Ich habe immer gesagt, die Wahl des Chefdirigenten und Künstlerischen Leiters entspricht nicht der Papstwahl, denn bei uns wird kein Stellvertreter gesucht. Für den Intendanten gibt es eine Findungskommission unter der Leitung des Berliner Kultursenators, die sich im Wesentlichen aus Mitgliedern des Orchesters zusammensetzt.
Und wie ist diese Kommission damals ausgerechnet auf Sie gekommen?
Schon bei Sat.1 kam eine Delegation der Berliner Philharmoniker zu mir, um für eine Übertragung des alljährlichen Waldbühnen-Konzerts zu werben. 1986, also weit vor meiner Zeit, wurde es dort nämlich schon einmal gezeigt. In einer freundschaftlichen, aber intensiven Diskussion musste ich den Musikern erklären, dass diese Farbe nicht ins Programmschema des Senders passt. Darüber hat sich dann aber ein regelmäßiger Kontakt und Austausch ergeben.

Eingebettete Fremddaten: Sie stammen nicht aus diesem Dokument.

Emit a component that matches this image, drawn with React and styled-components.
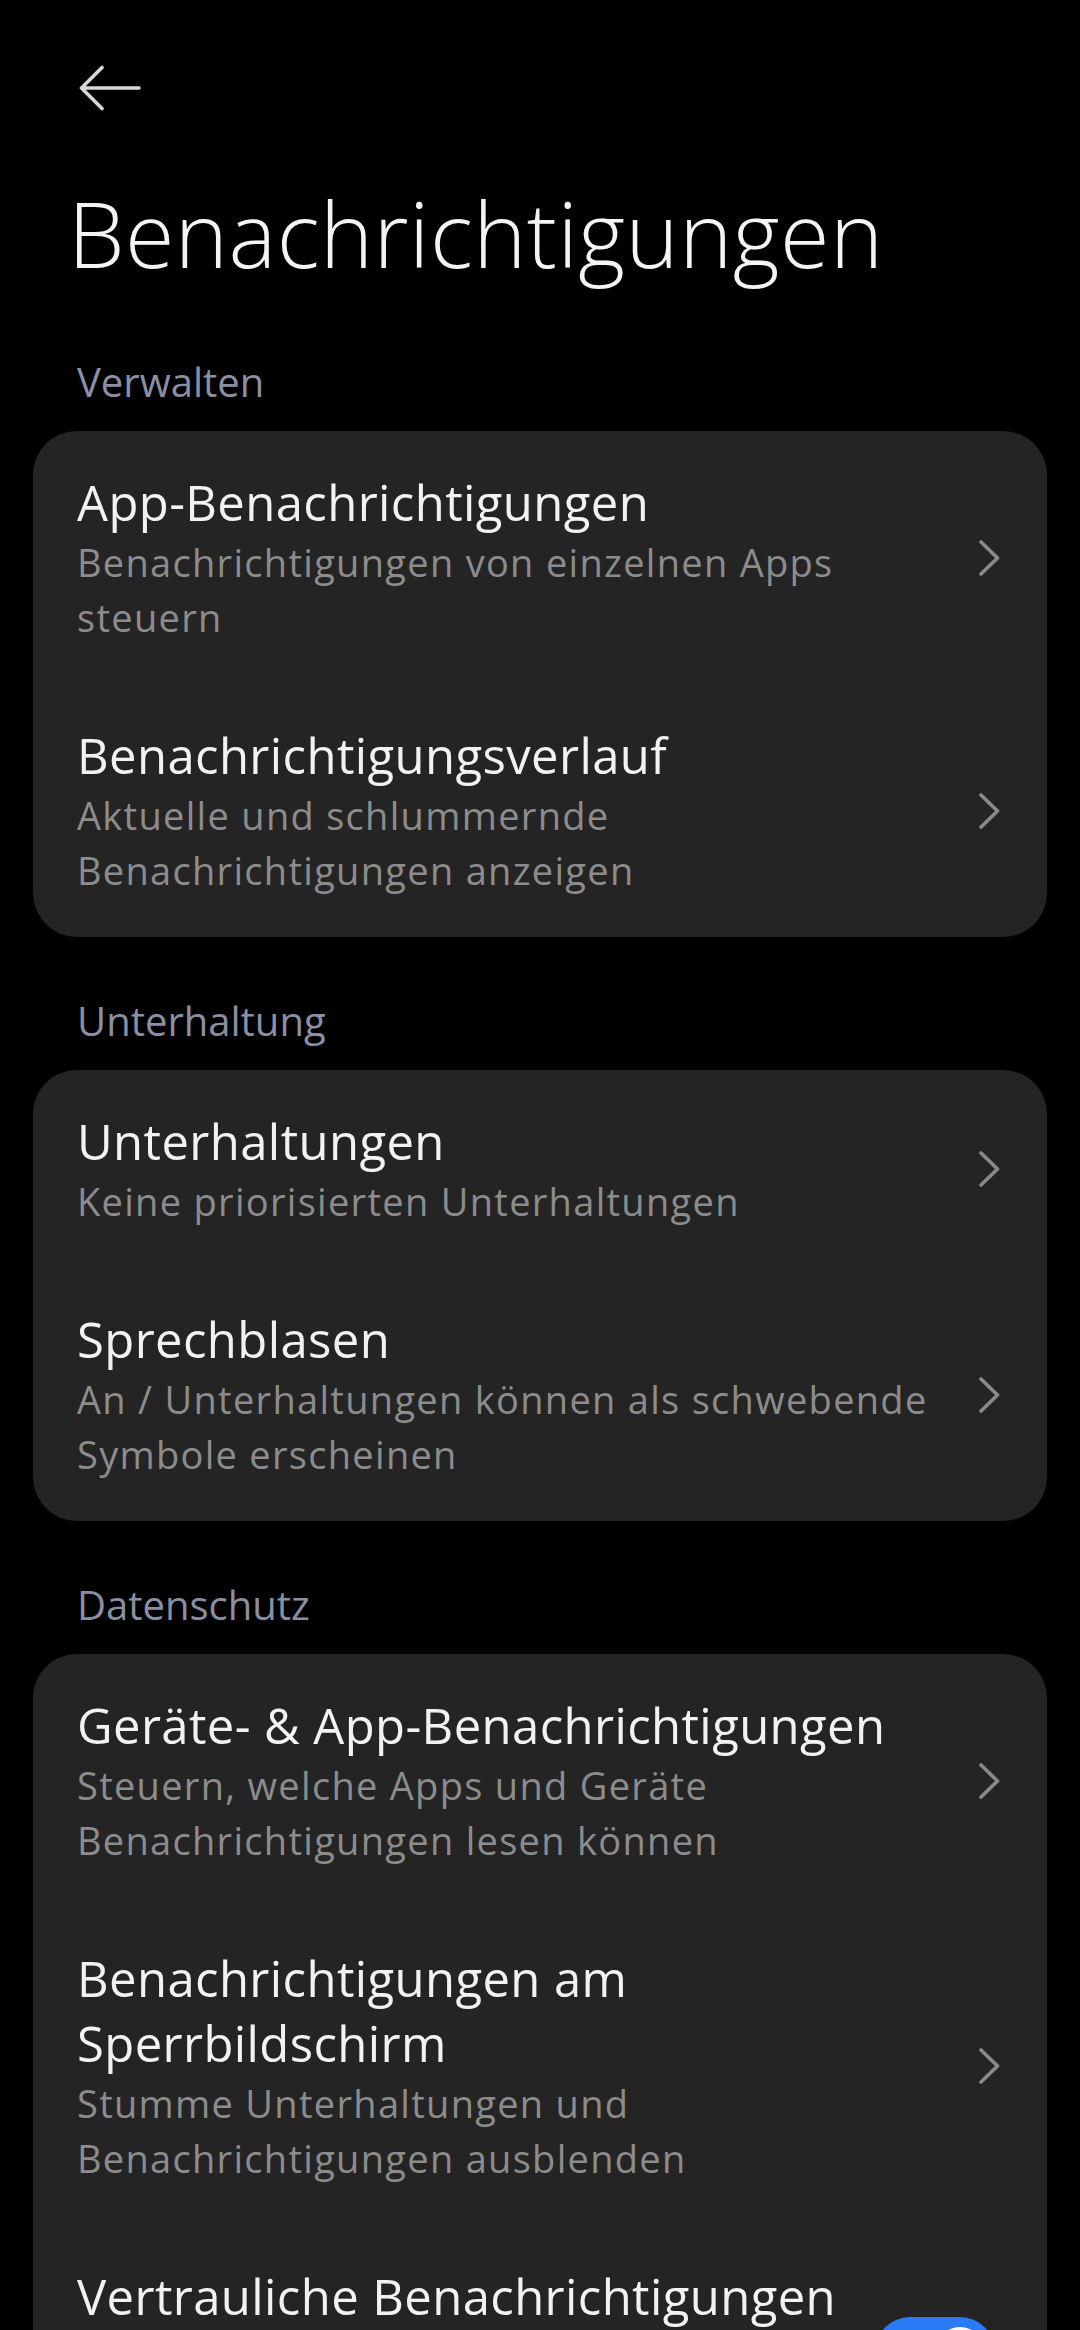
import React from "react";
import styled, { createGlobalStyle } from "styled-components";

const GlobalStyle = createGlobalStyle`
  html, body {
    margin: 0;
    padding: 0;
    background: #000;
  }
  body {
    font-family: "Open Sans", "Noto Sans", sans-serif;
    -webkit-font-smoothing: antialiased;
  }
  * { box-sizing: border-box; }
`;

const Page = styled.div`
  width: 1080px;
  min-height: 2330px;
  background: #000;
  padding-bottom: 80px;
`;

const TopBar = styled.div`
  height: 181px;
  padding: 65px 0 0 78px;
  svg { display: block; }
`;

const PageTitle = styled.h1`
  margin: 0;
  padding-left: 68px;
  font-size: 90px;
  line-height: 104px;
  font-weight: 300;
  color: #f4f4f4;
  letter-spacing: 0.5px;
`;

const Section = styled.section`
  margin-top: ${(p) => (p.$first ? "70px" : "57px")};
`;

const SectionHeader = styled.div`
  padding-left: 77px;
  font-size: 40px;
  line-height: 54px;
  color: #8a8fa3;
  margin-bottom: 22px;
`;

const Card = styled.div`
  margin: 0 33px;
  background: #242424;
  border-radius: 44px;
  overflow: hidden;
`;

const Row = styled.div`
  display: flex;
  align-items: center;
  padding: 39px ${(p) => (p.$toggle ? "52px" : "47px")} 39px 44px;
  gap: 28px;
`;

const TextCol = styled.div`
  flex: 1;
  min-width: 0;
`;

const Title = styled.div`
  font-size: 49px;
  line-height: 65px;
  font-weight: 500;
  color: #f2f2f2;
  letter-spacing: 0.4px;
`;

const Subtitle = styled.div`
  font-size: 38px;
  line-height: 55px;
  color: #8c8c8c;
  letter-spacing: 1.3px;
`;

const ChevronBox = styled.div`
  flex: 0 0 24px;
  display: flex;
  align-items: center;
  justify-content: flex-end;
  svg { display: block; }
`;

const Toggle = styled.div`
  flex: 0 0 120px;
  height: 70px;
  border-radius: 35px;
  background: #2a7cf6;
  position: relative;
`;

const Thumb = styled.span`
  position: absolute;
  top: 10px;
  right: 10px;
  width: 50px;
  height: 50px;
  border-radius: 50%;
  background: #ffffff;
`;

const BackArrow = () => (
  <svg width="64" height="46" viewBox="0 0 64 46" fill="none">
    <path
      d="M3.5 23 H61 M3.5 23 L24 2.5 M3.5 23 L24 43.5"
      stroke="#d8d8d8"
      strokeWidth="3.6"
      strokeLinecap="round"
      strokeLinejoin="round"
    />
  </svg>
);

const Chevron = () => (
  <svg width="22" height="38" viewBox="0 0 22 38" fill="none">
    <path
      d="M3 3 L19.5 19 L3 35"
      stroke="#8a8a8a"
      strokeWidth="3.6"
      strokeLinecap="round"
      strokeLinejoin="round"
    />
  </svg>
);

const Item = ({ title, subtitle, toggle }) => (
  <Row $toggle={toggle}>
    <TextCol>
      <Title>{title}</Title>
      {subtitle && <Subtitle>{subtitle}</Subtitle>}
    </TextCol>
    {toggle ? (
      <Toggle>
        <Thumb />
      </Toggle>
    ) : (
      <ChevronBox>
        <Chevron />
      </ChevronBox>
    )}
  </Row>
);

const sections = [
  {
    header: "Verwalten",
    items: [
      {
        title: "App-Benachrichtigungen",
        subtitle: "Benachrichtigungen von einzelnen Apps steuern",
      },
      {
        title: "Benachrichtigungsverlauf",
        subtitle: "Aktuelle und schlummernde Benachrichtigungen anzeigen",
      },
    ],
  },
  {
    header: "Unterhaltung",
    items: [
      {
        title: "Unterhaltungen",
        subtitle: "Keine priorisierten Unterhaltungen",
      },
      {
        title: "Sprechblasen",
        subtitle: "An / Unterhaltungen können als schwebende Symbole erscheinen",
      },
    ],
  },
  {
    header: "Datenschutz",
    items: [
      {
        title: "Geräte- & App-Benachrichtigungen",
        subtitle: "Steuern, welche Apps und Geräte Benachrichtigungen lesen können",
      },
      {
        title: "Benachrichtigungen am Sperrbildschirm",
        subtitle: "Stumme Unterhaltungen und Benachrichtigungen ausblenden",
      },
      {
        title: "Vertrauliche Benachrichtigungen",
        subtitle: "Vertrauliche Inhalte auf dem Sperrbildschirm anzeigen",
        toggle: true,
      },
    ],
  },
];

export default function App() {
  return (
    <Page>
      <GlobalStyle />
      <TopBar>
        <BackArrow />
      </TopBar>
      <PageTitle>Benachrichtigungen</PageTitle>
      {sections.map((s, i) => (
        <Section key={s.header} $first={i === 0}>
          <SectionHeader>{s.header}</SectionHeader>
          <Card>
            {s.items.map((it) => (
              <Item key={it.title} {...it} />
            ))}
          </Card>
        </Section>
      ))}
    </Page>
  );
}
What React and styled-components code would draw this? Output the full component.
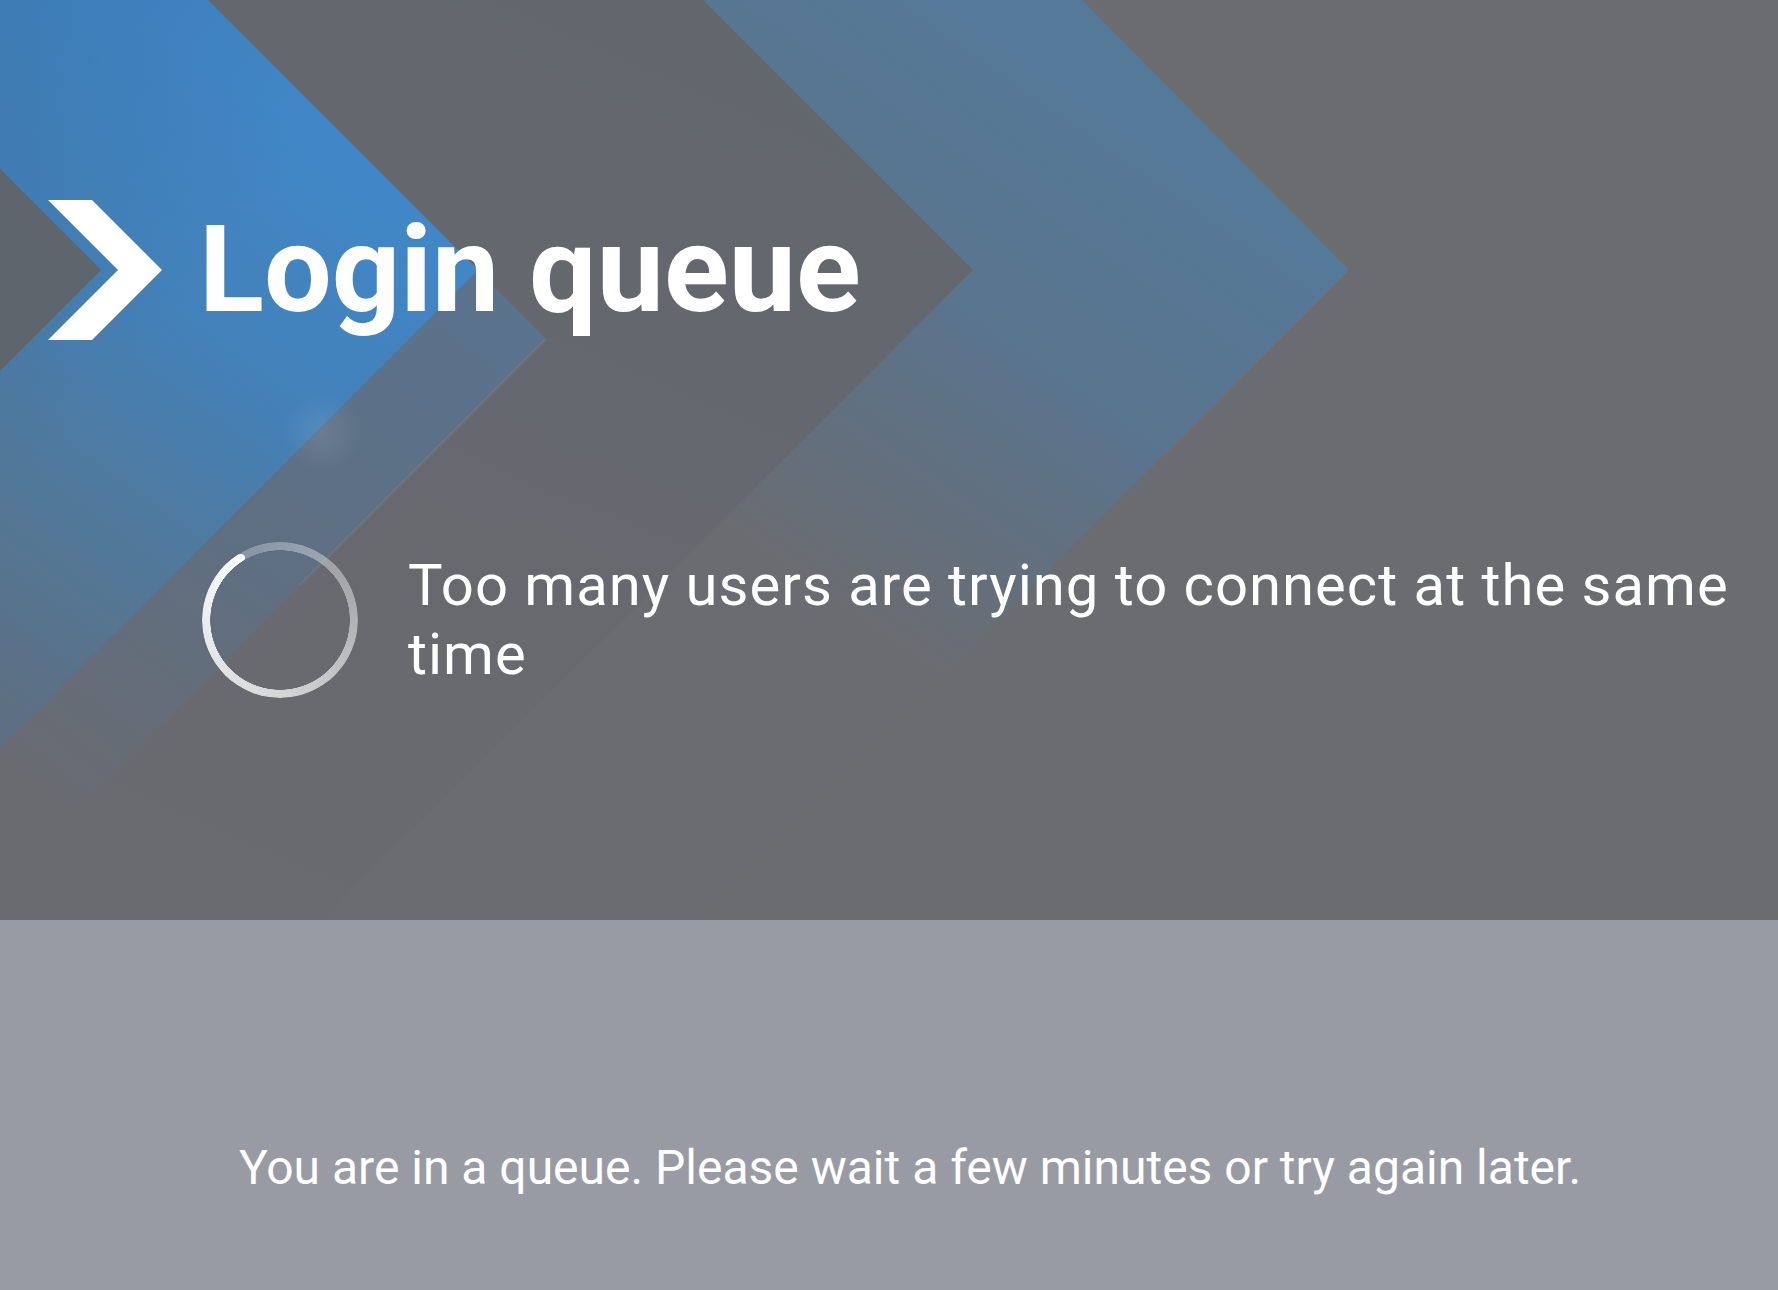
import React from 'react';
import styled, { createGlobalStyle } from 'styled-components';

const GlobalStyle = createGlobalStyle`
	html, body {
		margin: 0;
		padding: 0;
	}
	body {
		font-family: Roboto, "Liberation Sans", sans-serif;
		background: #989ba3;
	}
`;

const Page = styled.div`
	width: 100%;
	min-height: 1290px;
	display: flex;
	flex-direction: column;
`;

const Hero = styled.section`
	position: relative;
	height: 920px;
	overflow: hidden;
	box-sizing: border-box;
	padding-top: 200px;
	background: #6b6c70;
`;

const Backdrop = styled.svg`
	position: absolute;
	top: 0;
	left: 0;
	width: 100%;
	height: 100%;
	z-index: 0;
`;

const Header = styled.header`
	position: relative;
	z-index: 1;
	display: flex;
	align-items: center;
	gap: 37px;
	padding-left: 48px;
`;

const Title = styled.h1`
	margin: 0;
	color: #fff;
	font-size: 120px;
	font-weight: 700;
	line-height: 1;
`;

const Status = styled.div`
	position: relative;
	z-index: 1;
	display: flex;
	align-items: center;
	gap: 50px;
	margin-top: 202px;
	padding: 0 20px 0 202px;
`;

const Spinner = styled.div`
	position: relative;
	flex: none;
	width: 156px;
	height: 156px;
	border-radius: 50%;
	background: conic-gradient(
		from 328deg,
		rgba(255, 255, 255, 0.26),
		rgba(255, 255, 255, 0.45) 30%,
		rgba(255, 255, 255, 0.74) 60%,
		rgba(255, 255, 255, 0.97)
	);
	-webkit-mask: radial-gradient(circle, transparent 69.5px, #000 70px);
	mask: radial-gradient(circle, transparent 69.5px, #000 70px);

	&::after {
		content: '';
		position: absolute;
		left: 34.5px;
		top: 11.5px;
		width: 8px;
		height: 8px;
		border-radius: 50%;
		background: #fafafa;
	}
`;

const Message = styled.p`
	margin: 0;
	color: #fff;
	font-size: 58px;
	font-weight: 400;
	line-height: 69px;
	letter-spacing: 1px;
`;

const Footer = styled.footer`
	height: 370px;
	box-sizing: border-box;
	padding: 219px 0 0 42px;
	background: #989ba3;
	text-align: center;
`;

const Note = styled.p`
	margin: 0;
	color: #fff;
	font-size: 48px;
	line-height: 1.2;
`;

const Chevron = () => (
	<svg width="114" height="140" viewBox="0 0 114 140">
		<polygon points="0,0 44,0 114,70 44,140 0,140 70,70" fill="#fff" />
	</svg>
);

const Background = () => (
	<Backdrop viewBox="0 0 1778 920" preserveAspectRatio="none">
		<defs>
			<linearGradient id="bright" gradientUnits="userSpaceOnUse" x1="400" y1="200" x2="20" y2="720">
				<stop offset="0" stopColor="#4187c7" />
				<stop offset="0.35" stopColor="#4381b9" />
				<stop offset="0.7" stopColor="#527898" />
				<stop offset="1" stopColor="#5d6f82" />
			</linearGradient>
			<linearGradient id="corner" gradientUnits="userSpaceOnUse" x1="0" y1="0" x2="260" y2="220">
				<stop offset="0" stopColor="#2a4f73" stopOpacity="0.18" />
				<stop offset="1" stopColor="#2a4f73" stopOpacity="0" />
			</linearGradient>
			<linearGradient id="haze" gradientUnits="userSpaceOnUse" x1="480" y1="300" x2="80" y2="820">
				<stop offset="0" stopColor="#5a728c" />
				<stop offset="0.55" stopColor="#5f6f81" />
				<stop offset="1" stopColor="#696b71" />
			</linearGradient>
			<linearGradient id="band" gradientUnits="userSpaceOnUse" x1="600" y1="0" x2="200" y2="900">
				<stop offset="0" stopColor="#62666d" />
				<stop offset="1" stopColor="#6a6b70" />
			</linearGradient>
			<linearGradient id="muted" gradientUnits="userSpaceOnUse" x1="1120" y1="120" x2="800" y2="580">
				<stop offset="0" stopColor="#557998" />
				<stop offset="0.45" stopColor="#5a748d" />
				<stop offset="1" stopColor="#6a6c71" />
			</linearGradient>
			<radialGradient id="glow" cx="322" cy="432" r="40" gradientUnits="userSpaceOnUse">
				<stop offset="0" stopColor="#fff" stopOpacity="0.09" />
				<stop offset="1" stopColor="#fff" stopOpacity="0" />
			</radialGradient>
		</defs>
		<polygon points="208,0 703,0 973,270 323,920 0,920 0,885 546,339" fill="url(#band)" />
		<polygon points="703,0 1082,0 1349,270 699,920 323,920 973,270" fill="url(#muted)" />
		<polygon points="0,0 208,0 546,339 0,885" fill="url(#haze)" />
		<polygon points="0,0 208,0 478,270 0,748 0,371 101,270 0,169" fill="url(#bright)" />
		<polygon points="0,0 208,0 478,270 0,748 0,371 101,270 0,169" fill="url(#corner)" />
		<polygon points="0,169 101,270 0,371" fill="#5f656c" />
		<line x1="546" y1="339" x2="300" y2="585" stroke="#fff" strokeOpacity="0.05" strokeWidth="3" />
		<circle cx="322" cy="432" r="40" fill="url(#glow)" />
	</Backdrop>
);

const App = () => (
	<Page>
		<GlobalStyle />
		<Hero>
			<Background />
			<Header>
				<Chevron />
				<Title>Login queue</Title>
			</Header>
			<Status>
				<Spinner />
				<Message>Too many users are trying to connect at the same time</Message>
			</Status>
		</Hero>
		<Footer>
			<Note>You are in a queue. Please wait a few minutes or try again later.</Note>
		</Footer>
	</Page>
);

export default App;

Könnte man auch "Nein" sagen, wenn man gefragt wird, ob man Intendant werden möchte?
Bei den Berliner Philharmonikern dürfen Sie nicht "Nein" sagen.
Was waren denn im Vorfeld die Erwartungen an Sie?
Das müssen Sie andere fragen. Für mich war es eine große Herausforderung. Ich hatte schon immer ein großes Faible für diese Musik, das Haus und das Orchester. Wir haben uns dann darüber unterhalten, wie man das alles in die Zukunft bringen kann: mediale Kompetenz, Management-Kompetenz, Öffnung des Hauses – all das haben wir diskutiert. Und dann hat man mich gefragt.
War Ihre Anfangszeit bei den Philharmonikern so, wie Sie es sich vorgestellt hatten?
Eine der schönsten Erfahrungen ist, dass dieses Haus in jedem Programm und in jeder Woche mit wirklich herausragenden Persönlichkeiten, Künstlern und charismatischen Personen zusammenarbeitet. Was ich so nicht erwartet hatte, war, dass die Zusammenarbeit mit den unterschiedlichen Organen des Hauses außerordentlich komplex ist. Es hat ein wenig gedauert, bis ich mich angekommen fühlte und auch die Akzeptanz der Kollegen gespürt habe. Ich hatte gedacht, dass man hier vorurteilsfreier sei.